I can't stress the use of a vacuum to make molds enough. It has to be a pump capable of pulling at least 28 HG. Any less and your results will be unpredictable. 
Of course if you're not going to use a pressure pot to cast then you don't need to vacuum the mold.


----------



## bnsfconductor (Jan 3, 2008)

I'm casting the molds under pressure too because I don't have a vacuum pump. It seems to work fine as I'm not getting air bubbles on the mold itself, but on the cast with the resin. I'm not at home right now, but when I do I'll take some pictures of what's going on. 
Craig


----------



## rkapuaala (Jan 3, 2008)

I ran into problems with Silicon molds made under pressure. The pressure seem to make bubble in them. I've never made polyproplene molds before so perhaps they don't have the same issue. I know you can make molds from softer polyurethane and they are made under pressure, so perhaps poly propalene is the same.


----------



## bnsfconductor (Jan 3, 2008)

Here's a link to some photos of the resin castings and the mold. 
http://www.facebook.com/album.php?a...50f723ab0e

Thanks for all the help so far.
Craig


----------



## Burl (Jan 2, 2008)

That's a pretty substantial air bubble. A void that size would be easily seen if it was there before the resin kicked. I'm still suspecting something is causing your polypropylene backing to curl up and let air in.


----------



## rkapuaala (Jan 3, 2008)

Craig, 
I don't think that bubble is coming from a mold bubble. It looks like you have cast your wall flat, which is okay if you don't put something on top of the mold to flatten the back; which is what it looks like you are doing. If you are indeed covering the mold with a second half, what is happening is that you are trapping any air that got in there when you put on the second half of the mold. To compound the problem you are not letting any pressurized air in or any surface air to escape. 
So you are just subjecting the mold itself to the pressure and the pressure on the mold is flattening out the little bit of air you have trapped. 
There are two things you can do to correct this. 
1. Don't make a horizontal mold (like yours) if you need both sides and edges to be molded. Make a vertical mold and create some good vents that allow the air to escape. 
or 
2. Don't cover the back of your mold, leave it open and then after you part the casting from the mold use a disc sander to flatten the back. 
I've seen evidence of molds like yours being poured with out pressure. A horizontal mold has so much open space it doesn't really need pressure just careful pouring and mixing. Then just before the resin gels take and screed the back flat with a plastic screed.


----------



## Totalwrecker (Feb 26, 2009)

I'm not familiar with this system. How is the pressure pot used? 
I do have 20+ years injecting wax into molds and know how to help them breathe as they fill. 
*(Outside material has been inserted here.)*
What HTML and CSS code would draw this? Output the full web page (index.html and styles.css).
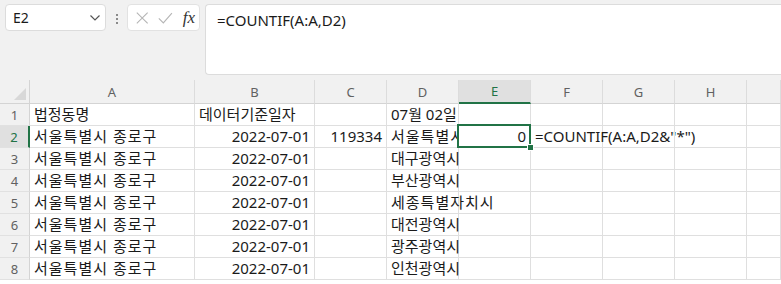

If Burl is correct, then the two metal plates and a C-clamp will keep your mold true and prevent air intake. (as noted above) 
I think there needs to be a vent hole cut in too. The size of the void suggests trapped air, too much for a leak. 
Resin is to thick to allow air to pass through it, up the sprue as you pour down it... 

John


----------



## David Leech (Dec 9, 2008)

Hi Craig,
I would agree with Richard. 
As I said earlier, I do the majority of my parts as an 'open mold' and just let it self level the back side and sand it if needed.
The only time I use multi part molds is when there is detail on all the sides. 
You talked about wanting a resin that set up a little faster.
I use SMOOTH-CAST 300 and find that it works great for me.
Pot life of 3 minutes, and demold time of 10 minutes, and it pours like water with practically no bubbles.
Good luck
David Leech, Delta, Canada


----------



## bnsfconductor (Jan 3, 2008)

I think next time I pour the mold (still have to order more resin, and waiting for approaval from the wife), I'll add some weight on top the polyprolyene backing to see if that helps. If Burl's right I could noy only draw the heat away from the casting, but also hold down the backing better. 
What puzzles me is that the void is not in the center of the casting, but rather on one of the edges. This would make since to me if the polyprolyene backing was lifting up. 
Craig


----------



## David Leech (Dec 9, 2008)

Posted By bnsfconductor on 28 Oct 2009 01:57 PM 
I think next time I pour the mold (still have to order more resin, and waiting for approaval from the wife), I'll add some weight on top the polyprolyene backing to see if that helps. If Burl's right I could noy only draw the heat away from the casting, but also hold down the backing better. 
What puzzles me is that the void is not in the center of the casting, but rather on one of the edges. This would make since to me if the polyprolyene backing was lifting up. 
Craig 

Craig,
I would suggest that perhaps the mold was not sitting dead level, so the air bubble just went to one side.
I would also suggest that you try once with the mold open, and see what happens. 
All the best,
David Leech, Delta, Canada


----------



## rkapuaala (Jan 3, 2008)

No, no, no, 
The bubbles are not caused by either of those. You want air to get into the mold, other wise there is no point in pressurizing it. 
Remember, FLUIDS can not be compressed. The compressed air pushes on the fluid and all the air in the fluid gets compressed, but the fluid does not. 
Take your back off and let the air hit the resin. 
More than likely the air is being introduced when you cover the mold. Unless you are covering the mold in a vacuum you can't get all that air out. Pressing it harder won't get rid of the air, it will just make it spread out.


----------



## Budd (Mar 22, 2008)

Looks to me like you have not poured enough resin into the mould, are you over filling and relying on squish factor when you put the back on? and don't forget you will loose a bit of capacity when you pressurise it , the same applies if you vacuum the mould, ie, a quantity of resin will have a percentage of bubbles in it (the more care when mixing and pouring equals less percentage of trapped air), if you pressurise the bubbles or suck the little suckers out you will reduce the "quantity" of resin you have poured in. Clear as mud? 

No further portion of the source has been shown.